BY NOW its getting on to near 3.30pm and AC/DC are expected at a Warwick Farm Rock Festival. We elevator down a few floors to collect Bon, Phil and Mark. (The Bros. Young are staying at their parents’ home in the inner-Western Sydney suburb of Burwood.) Bon Scott is not well. His throat has near packed upon him and he’s keeping what’s left of it alive with gargles of claret and honey.

“We got two gigs today … I’m gonna be ratshit after the second,” he promises.

But there’s no way he’ll stop screaming into a microphone once he’s on stage, not until he bubbles blood anyway. In the year of 76 when Vince Lovegrove, Scott’s co-vocalist in the mid-’60s band the Valentines, is an executive at Sydney radio station 2GB. Bon Scott, 29, is cavorting with a band averaging 10 years younger.

As we walk out of the hotel to the hire car, Mark Evans points to a sign in the lobby: THE SEBEL TOWN HOUSE WELCOMES ROY ORBISON.

“Christ, we’re here too,” says Phil Rudd. “Don’t they want to put us on their bloody notice board.

“Let’s come down later tonight,” conspires Evans, “and paint our names in chick’s lipstick.”

THE GIG at Warwick Farm is not a promoter’s delight. There are 750-800 punters, huddled inside a draughty roofed stand, being sideswiped by soaking showers.

“Here’s my trick,” says Bon Scott, somewhat cheered by his claret/honey mixture and the relative comfort of a dry band room. He holds up the set of bagpipes he shrills during ‘It’s A Long Way To The Top (If You Wanna Rock ‘n’ Roll)’, turning the bag inside out to show the works inside consist a recorder – the woodwind bane of primary school concerts.

“There are real bagpipes on the record,’ he says. “But I get pretty close to ’em on stage with this.”

AC/DC finally get on stage about an hour after schedule, just as the last shower of the afternoon takes its load elsewhere. Punters scramble from the stands and cluster around the stage as the group sloshes and slides the wet stage.

Halfway through their set, the afternoon light disappears, like the sun has been dropkicked over the horizon and AC/DC stumble around, finishing their bracket in complete darkness.

“Fucking shits… bloody pox-ridden cunts,” observes Angus about everything in general.

To top the afternoon of a gift bottle of Scotch to the band is off and Bon (its only imbiber) is racked with vomiting pangs.

The band drives to the Hurstville Civic Centre for their second set of the day. The capacity crowd watches attentively and hands shoot dutifully in the air during ‘T.N.T’, ‘High Voltage’, ‘Livewire’ and ‘Long Way’.

But AC/DC is straining for the sledgehammer effect they usually swing with ease, and the crowd, though seemingly satisfied, is subdued.
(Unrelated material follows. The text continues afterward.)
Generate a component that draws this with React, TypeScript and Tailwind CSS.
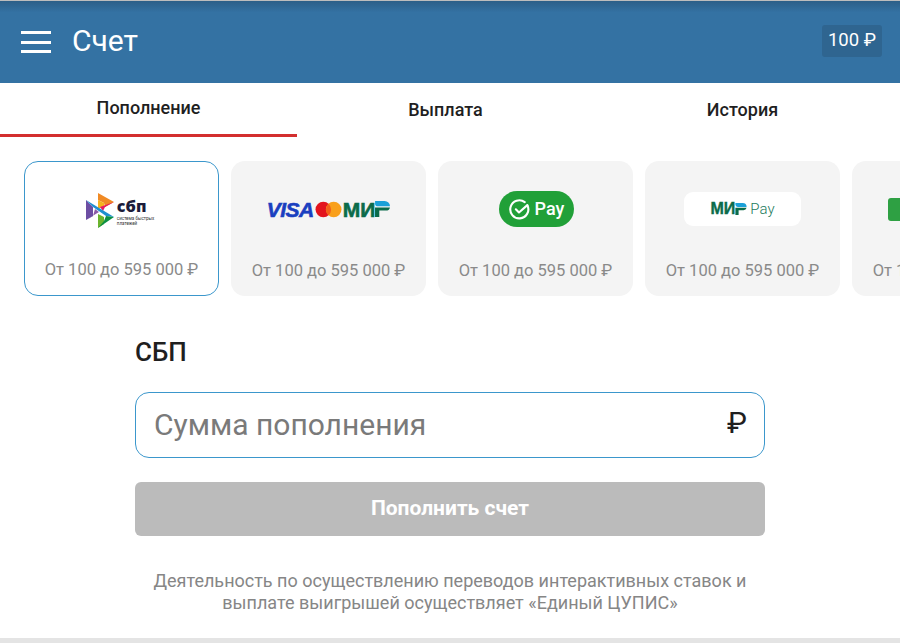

There’s a burst of handclapping at the end, then the hall empties itself with 5 minutes.

“Thanks a lot for nearly fuckin’ nothing,” snarls a wounded Bon Scott. He staggers into the toilet, spews up the last of his stomach contents, then crawls into the hire car and falls into a half sleep/half coma.

Meanwhile Angus is wandering around the top floor dressing room of the Hurstville Civic, holding court, waiting for his stage clothes to become less sweat soaked and perspiration sticky so he can take them off.

He’s developed, has Angus. A year ago he was a raver who wore a schoolboy’s satchel while playing guitar, just for the dare of it. Now he is the spunky guitarist in a schoolboy’s satchel whose stage antics make the St. Vitus Dance look tame. Offstage Angus generally beams a glazed, good-humoured expression, backed up by a daredevil glint suggesting he’ll give anything crazy a go, at least once.

So when Big Bro’ George Young tells the dressing room crowd about this great new trick he’s devised for Angus – diving from a 40-foot tower into a glass of strawberry milk while not missing a single note of his guitar break … well, Angus’s eyes really light up.

“Better save it up for a big gig,” he says. “Yer probably couldn’t do it twice a night till yer got useta it.”

ABOUT 2.30am we pull up at the Young home in Burwood. Michael Browning and AC/DC (minus Bon Scott) gather for a business conference, for Browning is leaving as advance party for England the next day.

After a reviving cuppa from Ma Young’s big black kettle where incremental additions of tannin have brewed and brooded the past 12 hours or more, I’m asked to keep an eye on Bon in the hire car. For there’s one thing everyone should know about the wonderful world of rock and roll – sex, drugs and music are always open for discussion but the mainmen always talk money behind closed doors. I make myself comfy beside a comatose Bon.

Just a few hours before he’d been screaming, “Gonna be a rock ‘n’ roll singer/Gonna be a rock ‘n’ roll star/I hear it pays well” (‘Rock ‘n’ Roll Singer’).

At this moment of course, stomach muscles clenching and heaving, he’s beyond caring about his pay cheque. I wait till his ragged breaths become regular then join him in sleep. The last thing I hear is sleet hammering on the car roof with the force of an AC/DC hard blues.